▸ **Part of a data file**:
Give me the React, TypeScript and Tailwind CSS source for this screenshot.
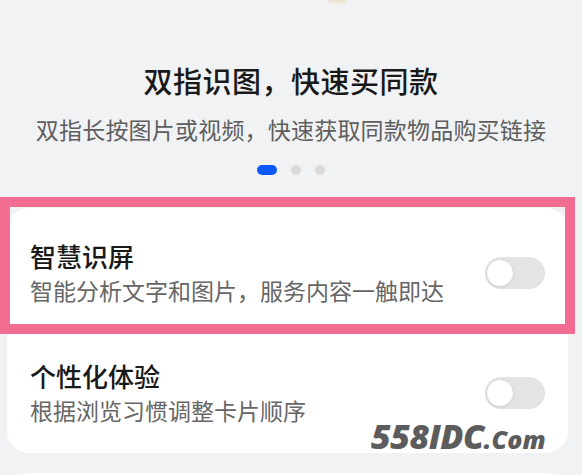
import React from "react";

type Setting = {
  title: string;
  desc: string;
  on: boolean;
};

const settings: Setting[] = [
  { title: "智慧识屏", desc: "智能分析文字和图片，服务内容一触即达", on: false },
  { title: "个性化体验", desc: "根据浏览习惯调整卡片顺序", on: false },
];

function Toggle({ on }: { on: boolean }) {
  return (
    <div
      className={`relative w-[60px] h-[32px] rounded-full shrink-0 ${
        on ? "bg-[#0a59f7]" : "bg-[#e4e4e4]"
      }`}
    >
      <div
        className={`absolute top-[2px] w-[28px] h-[28px] rounded-full bg-white border border-[#dadada] shadow-[0_1px_2px_rgba(0,0,0,0.08)] ${
          on ? "right-[2px]" : "left-[1px]"
        }`}
      />
    </div>
  );
}

export default function App() {
  return (
    <div
      className="relative w-[582px] h-[475px] overflow-hidden bg-[#f1f2f4]"
      style={{ fontFamily: '"Noto Sans CJK SC", "Noto Sans", sans-serif' }}
    >
      {/* bit of the picture above, cut off */}
      <div className="absolute left-[328px] top-[-4px] w-[18px] h-[7px] rounded-full bg-[#ece2cf] blur-[1px]" />

      {/* intro */}
      <div className="flex flex-col items-center pt-[60px]">
        <h1 className="text-[29px] leading-[40px] font-medium text-[#191919] tracking-[0.5px]">
          双指识图，快速买同款
        </h1>
        <p className="mt-[13px] text-[23px] leading-[32px] text-[#5e5e5e] tracking-[0.2px]">
          双指长按图片或视频，快速获取同款物品购买链接
        </p>
        <div className="mt-[20px] flex items-center gap-[14px]">
          <span className="w-[20px] h-[10px] rounded-full bg-[#0a59f7]" />
          <span className="w-[10px] h-[10px] rounded-full bg-[#dadada]" />
          <span className="w-[10px] h-[10px] rounded-full bg-[#dadada]" />
        </div>
      </div>

      {/* settings card */}
      <div className="mt-[33px] ml-[7px] w-[561px] rounded-[22px] bg-white pt-[5px]">
        {settings.map((s) => (
          <div key={s.title} className="flex items-center justify-between px-[23px] py-[25px]">
            <div className="flex flex-col">
              <span className="text-[26px] leading-[35px] font-medium text-[#191919]">{s.title}</span>
              <span className="text-[23px] leading-[35px] text-[#666666]">{s.desc}</span>
            </div>
            <Toggle on={s.on} />
          </div>
        ))}
      </div>

      <div className="mt-[20px] ml-[7px] w-[561px] h-[80px] rounded-[22px] bg-white" />

      {/* highlight frame */}
      <div className="absolute left-0 top-[197px] w-[575px] h-[137px] border-[10px] border-[#f26d91] pointer-events-none" />

      {/* watermark */}
      <div
        className="absolute left-[371px] top-[419px] italic font-extrabold text-[#5c5c5c] leading-none whitespace-nowrap"
        style={{ fontFamily: '"Open Sans", "Liberation Sans", sans-serif' }}
      >
        <span className="text-[34px] tracking-[-0.5px]">558IDC</span>
        <span className="text-[25px]">.Com</span>
      </div>
    </div>
  );
}
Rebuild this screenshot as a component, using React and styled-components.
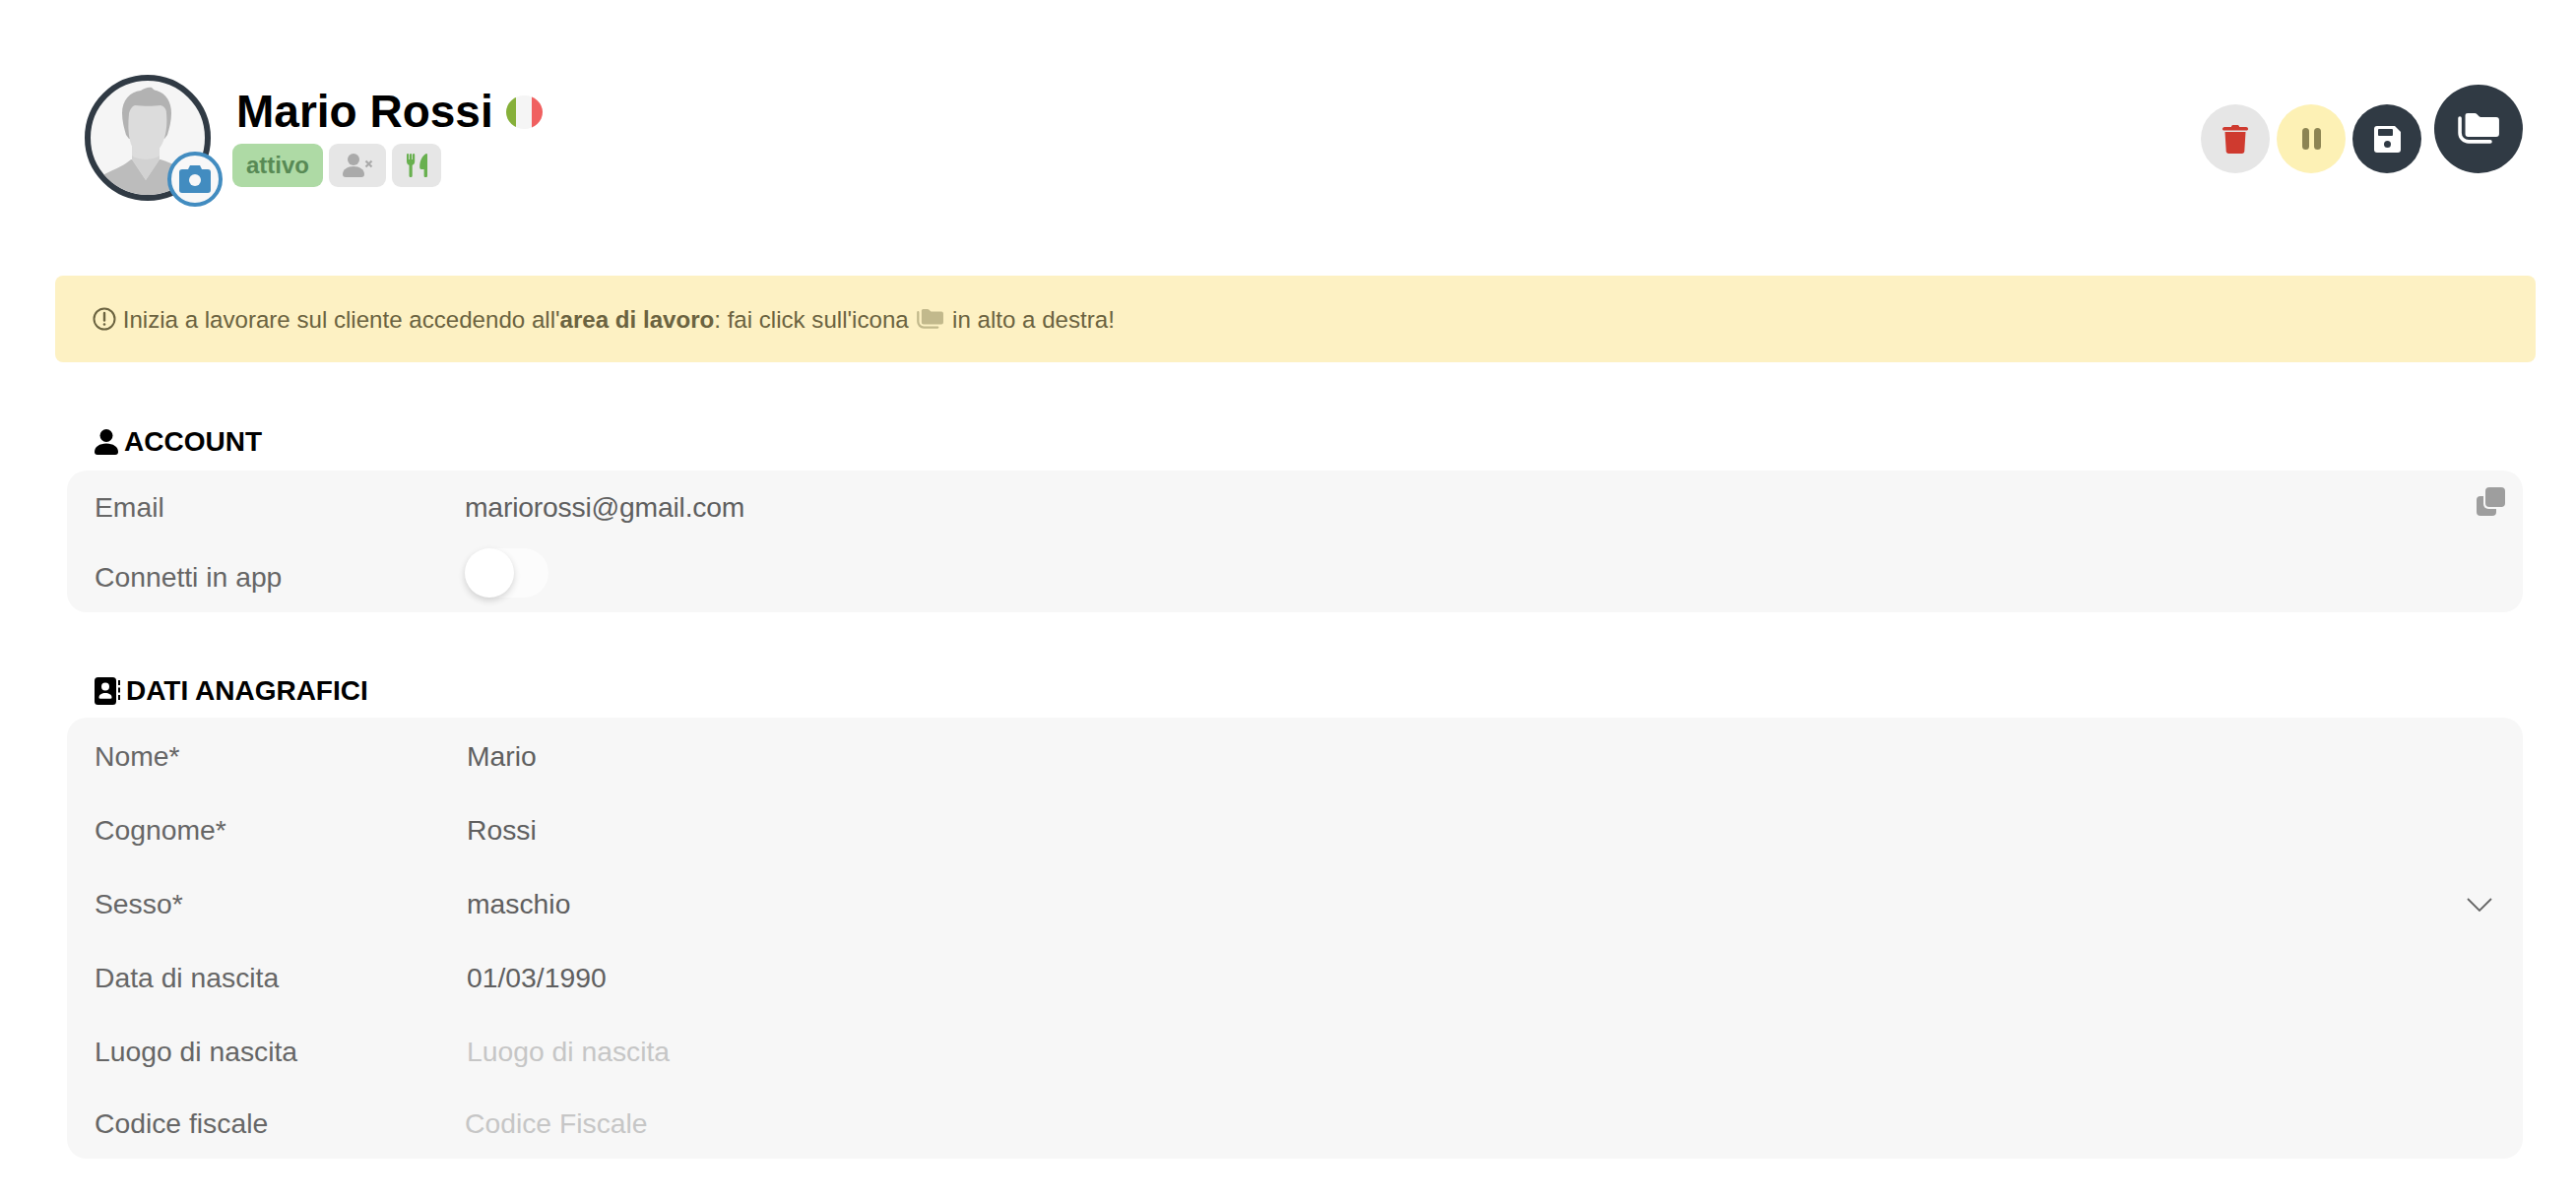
import React from 'react';
import styled, { createGlobalStyle } from 'styled-components';

const GlobalStyle = createGlobalStyle`
  html, body {
    margin: 0;
    padding: 0;
    background: #fff;
    font-family: "Liberation Sans", Arial, sans-serif;
  }
`;

const Page = styled.div`
  padding: 0 41px 41px 56px;
  height: 1218px;
  box-sizing: border-box;
  overflow: hidden;
`;

const Header = styled.header`
  display: flex;
  justify-content: space-between;
  align-items: flex-start;
  margin: 0 13px 76px 30px;
  padding-top: 76px;
`;

const Identity = styled.div`
  display: flex;
  gap: 22px;
`;

const AvatarWrap = styled.div`
  position: relative;
  width: 128px;
  height: 128px;
`;

const AvatarCircle = styled.div`
  width: 128px;
  height: 128px;
  box-sizing: border-box;
  border: 6px solid #303a44;
  border-radius: 50%;
  overflow: hidden;
  background: #f5f5f5;
  svg { display: block; }
`;

const CameraBadge = styled.div`
  position: absolute;
  left: 84px;
  top: 78px;
  width: 56px;
  height: 56px;
  box-sizing: border-box;
  border: 4px solid #428cc0;
  border-radius: 50%;
  background: #f8f8f8;
  display: flex;
  align-items: center;
  justify-content: center;
`;

const NameBlock = styled.div`
  display: flex;
  flex-direction: column;
  padding-top: 10px;
`;

const NameRow = styled.div`
  display: flex;
  align-items: center;
  gap: 13px;
  margin-left: 4px;
  height: 54px;
`;

const Name = styled.h1`
  margin: 0;
  font-size: 46px;
  line-height: 54px;
  font-weight: 700;
  color: #000;
`;

const FlagIcon = styled.svg`
  margin-top: 2px;
`;

const Badges = styled.div`
  display: flex;
  gap: 6px;
  margin-top: 6px;
`;

const Badge = styled.span`
  display: flex;
  align-items: center;
  justify-content: center;
  height: 44px;
  width: ${(p) => p.$w}px;
  border-radius: 9px;
  background: ${(p) => p.$bg || '#e6e6e6'};
  color: #588a55;
  font-size: 24px;
  font-weight: 700;
`;

const Actions = styled.div`
  display: flex;
  align-items: flex-end;
  gap: 7px;
  margin-top: 10px;
`;

const RoundButton = styled.button`
  display: flex;
  align-items: center;
  justify-content: center;
  width: ${(p) => p.$size}px;
  height: ${(p) => p.$size}px;
  margin-left: ${(p) => p.$ml || 0}px;
  padding: 0;
  border: none;
  border-radius: 50%;
  background: ${(p) => p.$bg};
`;

const Alert = styled.div`
  display: flex;
  align-items: center;
  height: 88px;
  padding-left: 38px;
  border-radius: 8px;
  background: #fdf1c3;
  color: #6b6340;
  font-size: 24.1px;
  white-space: pre;
  b { font-weight: 700; }
  svg { flex-shrink: 0; }
`;

const AlertText = styled.span`
  padding-top: 2px;
`;

const AlertFolder = styled.span`
  display: flex;
  margin: 0 2px;
`;

const SectionTitle = styled.h2`
  display: flex;
  align-items: center;
  gap: ${(p) => p.$gap}px;
  height: 40px;
  margin: ${(p) => p.$top}px 0 ${(p) => p.$bottom}px 12px;
  padding-left: ${(p) => p.$pad}px;
  font-size: 28px;
  font-weight: 700;
  color: #000;
`;

const Card = styled.section`
  position: relative;
  margin: 0 13px 0 12px;
  padding-top: ${(p) => p.$pt || 0}px;
  padding-left: 28px;
  border-radius: 20px;
  background: #f7f7f7;
`;

const Row = styled.div`
  display: flex;
  align-items: center;
  height: ${(p) => p.$h}px;
  font-size: 28.3px;
`;

const Label = styled.div`
  width: ${(p) => p.$w || 376}px;
  flex-shrink: 0;
  color: #666;
`;

const Value = styled.div`
  flex: 1;
  color: ${(p) => (p.$empty ? '#c6c6c6' : '#5f5f5f')};
  letter-spacing: ${(p) => p.$spacing || 0}px;
`;

const Toggle = styled.div`
  position: relative;
  width: 85px;
  height: 50px;
  margin-bottom: 10px;
  border-radius: 25px;
  background: #fcfcfc;
`;

const Knob = styled.div`
  position: absolute;
  left: 0;
  top: 0;
  width: 50px;
  height: 50px;
  border-radius: 50%;
  background: #fff;
  box-shadow: 0 3px 7px rgba(0, 0, 0, 0.16);
`;

const CopyButton = styled.div`
  position: absolute;
  top: 17px;
  right: 18px;
  line-height: 0;
`;

const Chevron = styled.div`
  margin-right: 31px;
  line-height: 0;
`;

const DARK = '#303a44';

const FolderStack = ({ size, color }) => (
  <svg width={size} height={size * 0.76} viewBox="0 0 42 32" fill={color}>
    <path d="M7.500 2.500A2.500 2.500 0 0 1 10 0h7c1 0 1.800.4 2.400 1l2.200 2.200c.5.500 1.100.8 1.900.8H39a3 3 0 0 1 3 3v14a3 3 0 0 1-3 3H10.500a3 3 0 0 1-3-3z" />
    <path d="M2 5v15a9 9 0 0 0 9 9h22" fill="none" stroke={color} strokeWidth="3.600" strokeLinecap="round" />
  </svg>
);

const UserIcon = () => (
  <svg width="24" height="26" viewBox="0 0 24 26" fill="#000">
    <circle cx="12" cy="6.500" r="6.500" />
    <path d="M0 23c0-5 5-8.500 12-8.500S24 18 24 23c0 2-1 3-3 3H3c-2 0-3-1-3-3z" />
  </svg>
);

const ContactIcon = () => (
  <svg width="28" height="28" viewBox="0 0 28 28">
    <rect x="1" width="22" height="28" rx="3.500" fill="#000" />
    <circle cx="12" cy="9.500" r="4" fill="#fff" />
    <path d="M5.500 20.500c0-3 3-4.500 6.500-4.500s6.500 1.500 6.500 4.500c0 .8-.5 1.200-1.200 1.200H6.700c-.7 0-1.200-.4-1.200-1.200z" fill="#fff" />
    <path d="M25 3h2v5h-2zM25 10.500h2v5h-2zM25 18h2v5h-2z" fill="#000" />
  </svg>
);

const WarnIcon = () => (
  <svg width="24" height="24" viewBox="0 0 24 24" fill="none" stroke="#6b6340" strokeWidth="2">
    <circle cx="12" cy="12" r="10.500" />
    <path d="M12 6v7.500" strokeLinecap="round" strokeWidth="2.400" />
    <circle cx="12" cy="17.500" r="1.300" fill="#6b6340" stroke="none" />
  </svg>
);

const Avatar = () => (
  <svg width="116" height="116" viewBox="0 0 116 116">
    <path d="M10 97c11-6 22-9 31-17h30c7 2 14 5 22 10v26H10z" fill="#bcbcbc" />
    <path d="M42 58h28v22l-14 21-14-21z" fill="#dcdcdc" />
    <path d="M42 76c6 5 22 5 28 0v4l-14 21-14-21z" fill="#d2d2d2" />
    <path d="M32 33c0-13 8-22 19-23 3-2 8-4 11-3 2 2 3 3 5 3 10 3 15 12 15 23 0 8-2 15-4 22l-3 4H39l-3-4c-2-7-4-14-4-22z" fill="#b2b2b2" />
    <path d="M39 33c1-4 3-7 6-8 8 1 19 1 26 0 4 1 6 4 6 8 1 10 0 20-3 28-3 9-11 15-18 15s-14-6-16-15c-2-8-2-18-1-28z" fill="#dcdcdc" />
  </svg>
);

export default function App() {
  return (
    <Page>
      <GlobalStyle />
      <Header>
        <Identity>
          <AvatarWrap>
            <AvatarCircle>
              <Avatar />
            </AvatarCircle>
            <CameraBadge>
              <svg width="32" height="28" viewBox="0 0 32 28">
                <path d="M3 4h6l2-4h10l2 4h6a3 3 0 0 1 3 3v18a3 3 0 0 1-3 3H3a3 3 0 0 1-3-3V7a3 3 0 0 1 3-3z" fill="#428cc0" />
                <circle cx="16" cy="15" r="6" fill="#f8f8f8" />
              </svg>
            </CameraBadge>
          </AvatarWrap>
          <NameBlock>
            <NameRow>
              <Name>Mario Rossi</Name>
              <FlagIcon width="37" height="34" viewBox="0 0 37 34">
                <defs>
                  <clipPath id="flag">
                    <ellipse cx="18.500" cy="17" rx="18.500" ry="17" />
                  </clipPath>
                </defs>
                <g clipPath="url(#flag)">
                  <rect width="10" height="34" fill="#86b03a" />
                  <rect x="10" width="17" height="34" fill="#f5f5f5" />
                  <rect x="26" width="11" height="34" fill="#f06060" />
                </g>
              </FlagIcon>
            </NameRow>
            <Badges>
              <Badge $w={92} $bg="#aedaa5">attivo</Badge>
              <Badge $w={58}>
                <svg width="31" height="24" viewBox="0 0 31 24" fill="#aaa">
                  <circle cx="11" cy="6" r="6" />
                  <path d="M0 21c0-5 5-8 11-8s11 3 11 8c0 2-1 3-3 3H3c-2 0-3-1-3-3z" />
                  <path d="M23.500 7.500l6 6M29.500 7.500l-6 6" stroke="#aaa" strokeWidth="2.200" />
                </svg>
              </Badge>
              <Badge $w={50}>
                <svg width="21" height="24" viewBox="0 0 21 24" fill="#68b04f">
                  <path d="M0 1.200a1 1 0 0 1 2.200 0V6H3V1.200a1 1 0 0 1 2.200 0V6H6V1.200a1 1 0 0 1 2.200 0V8c0 2-1 3.200-2.500 3.800V22.500a1.600 1.600 0 0 1-3.200 0V11.800C1 11.200 0 10 0 8z" />
                  <path d="M21 1v21.500a1.700 1.700 0 0 1-3.400 0V16H15c-1.500 0-1.800-1-1.800-2.500C13.200 7 16 2 19.500.2 20.300-.2 21 .2 21 1z" />
                </svg>
              </Badge>
            </Badges>
          </NameBlock>
        </Identity>
        <Actions>
          <RoundButton $size={70} $bg="#e6e6e6" aria-label="elimina">
            <svg width="26" height="29" viewBox="0 0 26 29" fill="#cf3a2f">
              <path d="M9 1.500c0-.8 1-1.500 2-1.500h4c1 0 2 .7 2 1.500V2h7c1.200 0 2 .8 2 2s-.8 1.500-2 1.500H2C.8 5.500 0 5 0 4s.8-2 2-2h7z" />
              <path d="M2.500 7h21l-1.200 19.500c-.1 1.500-1 2.500-2.500 2.500H6.200c-1.500 0-2.400-1-2.500-2.500z" />
            </svg>
          </RoundButton>
          <RoundButton $size={70} $bg="#fdf1b5" aria-label="sospendi">
            <svg width="19" height="22" viewBox="0 0 19 22" fill="#8c8453">
              <rect width="7" height="22" rx="3.500" />
              <rect x="12" width="7" height="22" rx="3.500" />
            </svg>
          </RoundButton>
          <RoundButton $size={70} $bg={DARK} aria-label="salva">
            <svg width="27" height="27" viewBox="0 0 27 27">
              <path d="M3 0h18l6 6v18a3 3 0 0 1-3 3H3a3 3 0 0 1-3-3V3a3 3 0 0 1 3-3z" fill="#fff" />
              <rect x="4" y="3" width="15" height="7" rx="1" fill={DARK} />
              <circle cx="13.500" cy="18.500" r="3.500" fill={DARK} />
            </svg>
          </RoundButton>
          <RoundButton $size={90} $ml={6} $bg={DARK} aria-label="area di lavoro">
            <FolderStack size={42} color="#fff" />
          </RoundButton>
        </Actions>
      </Header>

      <Alert>
        <WarnIcon />
        <AlertText>{' Inizia a lavorare sul cliente accedendo all\''}<b>area di lavoro</b>{': fai click sull\'icona '}</AlertText>
        <AlertFolder>
          <FolderStack size={27} color="#c2b98c" />
        </AlertFolder>
        <AlertText>{' in alto a destra!'}</AlertText>
      </Alert>

      <SectionTitle $top={61} $bottom={9} $pad={28} $gap={6}>
        <UserIcon />
        ACCOUNT
      </SectionTitle>
      <Card $pt={1}>
        <Row $h={72}>
          <Label>Email</Label>
          <Value $spacing={-0.2}>mariorossi@gmail.com</Value>
        </Row>
        <Row $h={71}>
          <Label>Connetti in app</Label>
          <Toggle>
            <Knob />
          </Toggle>
        </Row>
        <CopyButton>
          <svg width="29" height="29" viewBox="0 0 29 29">
            <rect y="9" width="20" height="20" rx="4" fill="#9e9e9e" />
            <rect x="7" y="-1" width="23" height="23" rx="5" fill="#f7f7f7" />
            <rect x="9" width="20" height="20" rx="4" fill="#9e9e9e" />
          </svg>
        </CopyButton>
      </Card>

      <SectionTitle $top={60} $bottom={7} $pad={27} $gap={5}>
        <ContactIcon />
        DATI ANAGRAFICI
      </SectionTitle>
      <Card $pt={2}>
        <Row $h={75}>
          <Label $w={378}>Nome*</Label>
          <Value>Mario</Value>
        </Row>
        <Row $h={75}>
          <Label $w={378}>Cognome*</Label>
          <Value>Rossi</Value>
        </Row>
        <Row $h={75}>
          <Label $w={378}>Sesso*</Label>
          <Value>maschio</Value>
          <Chevron>
            <svg width="26" height="14" viewBox="0 0 26 14" fill="none" stroke="#666" strokeWidth="1.800">
              <path d="M1 1l12 12L25 1" />
            </svg>
          </Chevron>
        </Row>
        <Row $h={75}>
          <Label $w={378}>Data di nascita</Label>
          <Value>01/03/1990</Value>
        </Row>
        <Row $h={75}>
          <Label $w={378}>Luogo di nascita</Label>
          <Value $empty>Luogo di nascita</Value>
        </Row>
        <Row $h={71}>
          <Label>Codice fiscale</Label>
          <Value $empty>Codice Fiscale</Value>
        </Row>
      </Card>
    </Page>
  );
}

▸ **Task goal**: Your task is to return the lines above, from the first one up to and including the line containing "left-[328px] top-[-4px] w-[18px]", minus any pictures.

▸ **Full output**:
Give me the React, TypeScript and Tailwind CSS source for this screenshot.
import React from "react";

type Setting = {
  title: string;
  desc: string;
  on: boolean;
};

const settings: Setting[] = [
  { title: "智慧识屏", desc: "智能分析文字和图片，服务内容一触即达", on: false },
  { title: "个性化体验", desc: "根据浏览习惯调整卡片顺序", on: false },
];

function Toggle({ on }: { on: boolean }) {
  return (
    <div
      className={`relative w-[60px] h-[32px] rounded-full shrink-0 ${
        on ? "bg-[#0a59f7]" : "bg-[#e4e4e4]"
      }`}
    >
      <div
        className={`absolute top-[2px] w-[28px] h-[28px] rounded-full bg-white border border-[#dadada] shadow-[0_1px_2px_rgba(0,0,0,0.08)] ${
          on ? "right-[2px]" : "left-[1px]"
        }`}
      />
    </div>
  );
}

export default function App() {
  return (
    <div
      className="relative w-[582px] h-[475px] overflow-hidden bg-[#f1f2f4]"
      style={{ fontFamily: '"Noto Sans CJK SC", "Noto Sans", sans-serif' }}
    >
      {/* bit of the picture above, cut off */}
      <div className="absolute left-[328px] top-[-4px] w-[18px] h-[7px] rounded-full bg-[#ece2cf] blur-[1px]" />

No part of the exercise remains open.